-------- Supplied records

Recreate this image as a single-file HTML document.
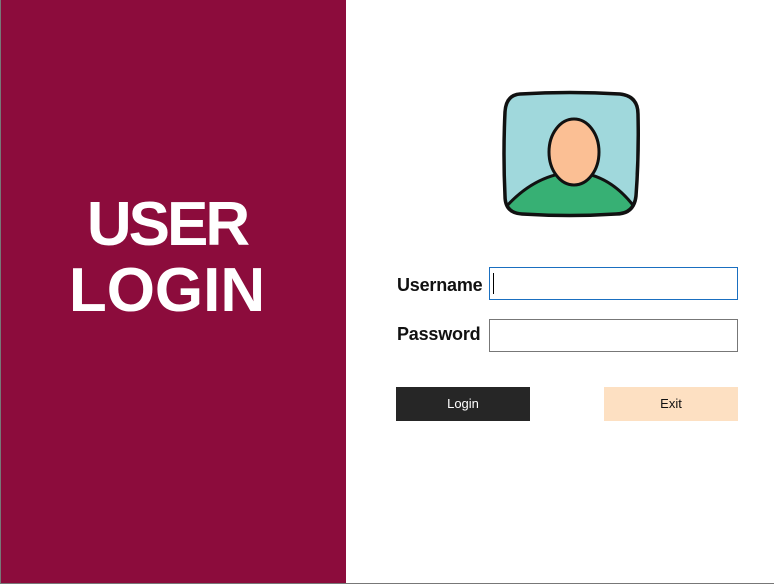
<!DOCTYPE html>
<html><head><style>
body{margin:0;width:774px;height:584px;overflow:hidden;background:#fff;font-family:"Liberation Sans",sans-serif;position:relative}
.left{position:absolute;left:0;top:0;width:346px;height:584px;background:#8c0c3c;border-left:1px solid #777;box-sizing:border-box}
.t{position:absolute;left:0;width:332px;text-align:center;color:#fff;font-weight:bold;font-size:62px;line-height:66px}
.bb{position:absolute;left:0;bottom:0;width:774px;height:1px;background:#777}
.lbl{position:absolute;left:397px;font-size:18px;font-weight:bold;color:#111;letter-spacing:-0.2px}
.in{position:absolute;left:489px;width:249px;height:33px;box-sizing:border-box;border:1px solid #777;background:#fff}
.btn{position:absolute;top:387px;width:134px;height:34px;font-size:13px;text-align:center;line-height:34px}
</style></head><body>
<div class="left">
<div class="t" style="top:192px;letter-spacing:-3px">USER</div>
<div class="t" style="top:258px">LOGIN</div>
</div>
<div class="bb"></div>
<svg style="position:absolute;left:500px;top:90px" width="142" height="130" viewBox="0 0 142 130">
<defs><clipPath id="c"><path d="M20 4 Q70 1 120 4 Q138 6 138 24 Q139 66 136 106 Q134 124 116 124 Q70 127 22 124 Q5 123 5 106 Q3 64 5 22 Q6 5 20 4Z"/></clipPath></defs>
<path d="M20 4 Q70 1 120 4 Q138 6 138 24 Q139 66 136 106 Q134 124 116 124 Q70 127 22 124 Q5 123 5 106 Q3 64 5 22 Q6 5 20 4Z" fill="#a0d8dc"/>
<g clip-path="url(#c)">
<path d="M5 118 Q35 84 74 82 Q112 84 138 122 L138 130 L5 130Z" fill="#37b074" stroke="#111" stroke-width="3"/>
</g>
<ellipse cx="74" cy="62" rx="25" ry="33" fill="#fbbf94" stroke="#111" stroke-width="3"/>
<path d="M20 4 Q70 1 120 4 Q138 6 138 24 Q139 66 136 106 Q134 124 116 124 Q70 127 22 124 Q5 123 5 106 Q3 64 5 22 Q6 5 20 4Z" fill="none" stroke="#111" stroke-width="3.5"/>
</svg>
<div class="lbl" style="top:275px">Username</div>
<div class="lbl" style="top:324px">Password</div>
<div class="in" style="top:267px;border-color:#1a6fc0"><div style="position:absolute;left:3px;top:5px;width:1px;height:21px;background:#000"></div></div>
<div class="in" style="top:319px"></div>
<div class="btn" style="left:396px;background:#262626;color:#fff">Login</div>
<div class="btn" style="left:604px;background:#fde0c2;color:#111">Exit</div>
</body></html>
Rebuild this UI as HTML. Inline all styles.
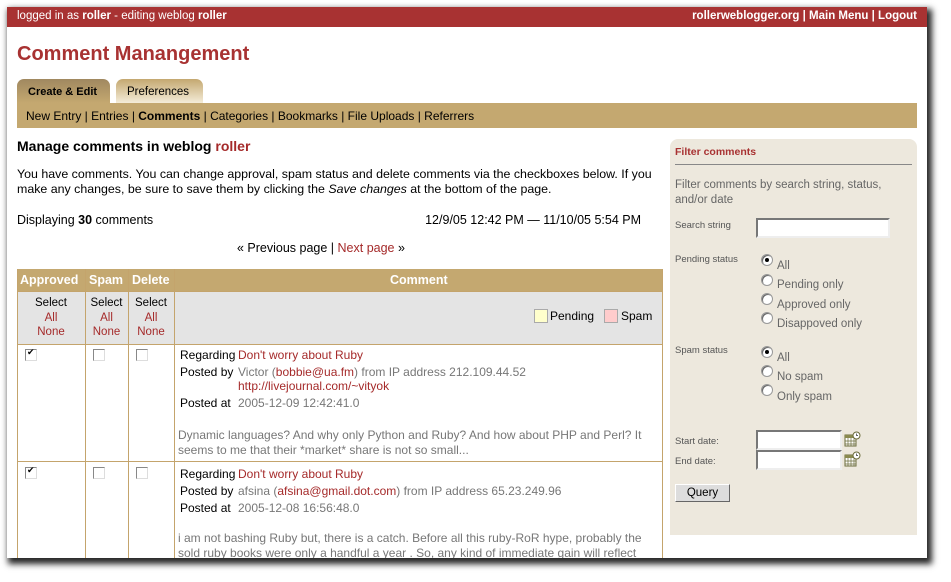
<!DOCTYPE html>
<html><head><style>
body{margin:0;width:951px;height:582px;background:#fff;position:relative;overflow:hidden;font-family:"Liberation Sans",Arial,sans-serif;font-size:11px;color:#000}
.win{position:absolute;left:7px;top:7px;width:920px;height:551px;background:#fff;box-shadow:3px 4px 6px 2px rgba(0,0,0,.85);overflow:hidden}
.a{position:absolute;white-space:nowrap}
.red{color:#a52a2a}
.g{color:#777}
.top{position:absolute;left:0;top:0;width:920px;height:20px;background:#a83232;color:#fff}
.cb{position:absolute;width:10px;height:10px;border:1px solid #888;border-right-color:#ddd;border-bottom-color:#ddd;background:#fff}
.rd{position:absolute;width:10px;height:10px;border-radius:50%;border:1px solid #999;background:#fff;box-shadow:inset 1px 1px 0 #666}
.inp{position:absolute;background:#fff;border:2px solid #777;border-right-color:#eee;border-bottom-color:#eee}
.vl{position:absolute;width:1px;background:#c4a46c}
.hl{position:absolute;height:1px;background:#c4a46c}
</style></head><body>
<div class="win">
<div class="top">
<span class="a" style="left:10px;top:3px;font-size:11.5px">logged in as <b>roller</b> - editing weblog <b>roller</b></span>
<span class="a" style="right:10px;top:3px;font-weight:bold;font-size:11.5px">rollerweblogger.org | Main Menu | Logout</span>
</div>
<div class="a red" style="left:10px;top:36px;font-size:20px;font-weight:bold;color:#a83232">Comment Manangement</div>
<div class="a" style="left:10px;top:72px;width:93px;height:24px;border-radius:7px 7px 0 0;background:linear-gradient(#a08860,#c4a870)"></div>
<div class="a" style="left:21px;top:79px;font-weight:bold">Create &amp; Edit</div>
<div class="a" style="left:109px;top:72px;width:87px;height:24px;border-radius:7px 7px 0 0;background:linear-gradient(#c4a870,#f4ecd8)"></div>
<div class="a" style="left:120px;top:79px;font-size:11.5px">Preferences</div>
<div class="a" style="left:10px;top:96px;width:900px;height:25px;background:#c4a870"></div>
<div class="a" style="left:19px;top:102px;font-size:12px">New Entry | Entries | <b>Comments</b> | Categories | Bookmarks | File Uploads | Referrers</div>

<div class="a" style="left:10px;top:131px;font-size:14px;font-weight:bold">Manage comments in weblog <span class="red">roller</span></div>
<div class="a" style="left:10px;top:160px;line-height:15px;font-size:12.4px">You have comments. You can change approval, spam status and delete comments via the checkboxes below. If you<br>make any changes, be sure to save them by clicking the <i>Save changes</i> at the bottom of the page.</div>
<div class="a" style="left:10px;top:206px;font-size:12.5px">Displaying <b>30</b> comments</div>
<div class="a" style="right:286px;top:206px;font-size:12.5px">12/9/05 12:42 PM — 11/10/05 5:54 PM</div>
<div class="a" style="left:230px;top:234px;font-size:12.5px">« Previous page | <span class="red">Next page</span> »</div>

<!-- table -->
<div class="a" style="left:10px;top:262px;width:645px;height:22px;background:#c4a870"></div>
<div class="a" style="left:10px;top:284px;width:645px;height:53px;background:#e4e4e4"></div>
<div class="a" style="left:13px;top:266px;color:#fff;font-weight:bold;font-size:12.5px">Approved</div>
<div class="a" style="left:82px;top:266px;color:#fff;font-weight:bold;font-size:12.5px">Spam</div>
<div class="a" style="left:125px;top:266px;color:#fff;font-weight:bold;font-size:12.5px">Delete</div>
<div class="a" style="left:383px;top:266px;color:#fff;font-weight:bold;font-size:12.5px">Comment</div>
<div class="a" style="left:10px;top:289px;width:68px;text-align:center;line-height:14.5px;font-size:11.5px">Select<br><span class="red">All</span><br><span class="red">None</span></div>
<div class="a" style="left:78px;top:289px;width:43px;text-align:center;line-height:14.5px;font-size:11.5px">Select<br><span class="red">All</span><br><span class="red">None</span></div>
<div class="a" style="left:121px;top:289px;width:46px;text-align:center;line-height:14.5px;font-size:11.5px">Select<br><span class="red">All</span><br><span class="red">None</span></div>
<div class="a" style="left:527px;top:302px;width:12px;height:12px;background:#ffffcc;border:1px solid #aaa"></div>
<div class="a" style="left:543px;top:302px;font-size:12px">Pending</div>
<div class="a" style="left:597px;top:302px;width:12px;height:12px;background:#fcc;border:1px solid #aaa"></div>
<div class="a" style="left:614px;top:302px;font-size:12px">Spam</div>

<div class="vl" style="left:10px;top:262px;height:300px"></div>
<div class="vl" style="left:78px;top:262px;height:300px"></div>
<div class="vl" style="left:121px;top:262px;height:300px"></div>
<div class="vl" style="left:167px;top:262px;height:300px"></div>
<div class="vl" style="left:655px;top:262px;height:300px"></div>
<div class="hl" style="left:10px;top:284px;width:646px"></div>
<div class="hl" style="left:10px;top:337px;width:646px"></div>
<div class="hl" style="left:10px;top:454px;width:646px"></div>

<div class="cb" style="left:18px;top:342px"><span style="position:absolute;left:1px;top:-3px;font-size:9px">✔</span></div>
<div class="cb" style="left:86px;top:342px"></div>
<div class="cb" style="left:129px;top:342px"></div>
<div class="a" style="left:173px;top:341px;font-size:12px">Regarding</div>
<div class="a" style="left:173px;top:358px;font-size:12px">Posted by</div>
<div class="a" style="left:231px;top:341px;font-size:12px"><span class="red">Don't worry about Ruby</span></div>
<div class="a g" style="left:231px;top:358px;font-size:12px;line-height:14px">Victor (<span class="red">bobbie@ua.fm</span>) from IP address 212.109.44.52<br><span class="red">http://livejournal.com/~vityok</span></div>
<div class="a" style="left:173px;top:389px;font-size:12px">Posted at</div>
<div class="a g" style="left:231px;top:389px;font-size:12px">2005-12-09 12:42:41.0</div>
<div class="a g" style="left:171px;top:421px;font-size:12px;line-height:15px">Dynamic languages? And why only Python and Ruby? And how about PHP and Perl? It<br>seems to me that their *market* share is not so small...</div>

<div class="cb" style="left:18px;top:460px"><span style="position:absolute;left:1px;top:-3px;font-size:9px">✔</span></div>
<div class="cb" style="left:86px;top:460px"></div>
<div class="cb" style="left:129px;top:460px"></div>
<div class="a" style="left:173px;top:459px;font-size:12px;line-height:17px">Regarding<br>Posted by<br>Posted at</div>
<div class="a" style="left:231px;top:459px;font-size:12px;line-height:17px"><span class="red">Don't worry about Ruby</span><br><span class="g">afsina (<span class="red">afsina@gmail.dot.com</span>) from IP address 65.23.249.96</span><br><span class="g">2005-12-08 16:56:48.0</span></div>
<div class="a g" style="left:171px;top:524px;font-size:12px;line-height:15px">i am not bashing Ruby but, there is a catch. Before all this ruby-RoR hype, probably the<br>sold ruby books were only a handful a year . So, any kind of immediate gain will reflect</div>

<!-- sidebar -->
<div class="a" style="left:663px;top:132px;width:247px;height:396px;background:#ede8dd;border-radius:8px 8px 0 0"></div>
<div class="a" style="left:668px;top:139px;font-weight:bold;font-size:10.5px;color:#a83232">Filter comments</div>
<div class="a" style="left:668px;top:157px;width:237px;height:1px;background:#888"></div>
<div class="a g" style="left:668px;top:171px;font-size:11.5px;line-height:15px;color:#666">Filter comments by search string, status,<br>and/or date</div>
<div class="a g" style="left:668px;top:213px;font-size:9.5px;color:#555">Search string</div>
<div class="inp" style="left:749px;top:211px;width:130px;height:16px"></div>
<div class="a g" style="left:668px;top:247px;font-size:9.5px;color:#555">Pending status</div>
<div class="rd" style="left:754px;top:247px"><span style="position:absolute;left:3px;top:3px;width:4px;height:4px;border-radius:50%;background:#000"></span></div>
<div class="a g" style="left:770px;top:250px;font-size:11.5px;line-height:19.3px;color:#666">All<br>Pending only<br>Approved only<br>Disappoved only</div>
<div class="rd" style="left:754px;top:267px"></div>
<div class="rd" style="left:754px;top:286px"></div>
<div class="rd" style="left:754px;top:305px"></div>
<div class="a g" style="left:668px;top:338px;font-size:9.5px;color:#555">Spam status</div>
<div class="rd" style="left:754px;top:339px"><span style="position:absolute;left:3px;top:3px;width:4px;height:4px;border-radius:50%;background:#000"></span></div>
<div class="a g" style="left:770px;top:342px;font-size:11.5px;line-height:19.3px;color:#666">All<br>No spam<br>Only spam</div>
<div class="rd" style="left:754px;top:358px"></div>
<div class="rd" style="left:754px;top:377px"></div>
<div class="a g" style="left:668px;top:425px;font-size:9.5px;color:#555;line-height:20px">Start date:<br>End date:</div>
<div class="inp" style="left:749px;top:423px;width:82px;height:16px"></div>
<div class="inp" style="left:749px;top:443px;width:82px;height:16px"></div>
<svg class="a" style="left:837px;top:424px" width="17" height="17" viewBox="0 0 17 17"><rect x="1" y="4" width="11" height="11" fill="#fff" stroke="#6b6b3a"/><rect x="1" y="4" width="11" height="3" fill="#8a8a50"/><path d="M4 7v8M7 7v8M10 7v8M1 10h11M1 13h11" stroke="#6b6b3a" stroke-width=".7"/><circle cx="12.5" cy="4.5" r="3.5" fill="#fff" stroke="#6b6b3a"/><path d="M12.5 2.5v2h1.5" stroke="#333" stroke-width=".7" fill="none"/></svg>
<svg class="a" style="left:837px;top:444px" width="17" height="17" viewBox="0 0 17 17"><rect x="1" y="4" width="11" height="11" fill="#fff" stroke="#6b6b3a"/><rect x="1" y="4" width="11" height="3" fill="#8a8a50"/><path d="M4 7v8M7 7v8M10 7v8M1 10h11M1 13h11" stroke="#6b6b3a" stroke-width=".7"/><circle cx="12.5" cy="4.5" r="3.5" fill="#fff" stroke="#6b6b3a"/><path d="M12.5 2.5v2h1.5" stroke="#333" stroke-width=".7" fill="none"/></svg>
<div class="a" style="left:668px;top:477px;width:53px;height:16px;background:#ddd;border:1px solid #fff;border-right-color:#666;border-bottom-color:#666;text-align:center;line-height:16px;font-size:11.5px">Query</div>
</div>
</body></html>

----------------

→ Exercise requirements
Pick out each line that holds the string "this".

→ Written response
Recreate this image as a single-file HTML document.
Rebuild this UI as HTML. Inline all styles.
<div class="a g" style="left:171px;top:524px;font-size:12px;line-height:15px">i am not bashing Ruby but, there is a catch. Before all this ruby-RoR hype, probably the<br>sold ruby books were only a handful a year . So, any kind of immediate gain will reflect</div>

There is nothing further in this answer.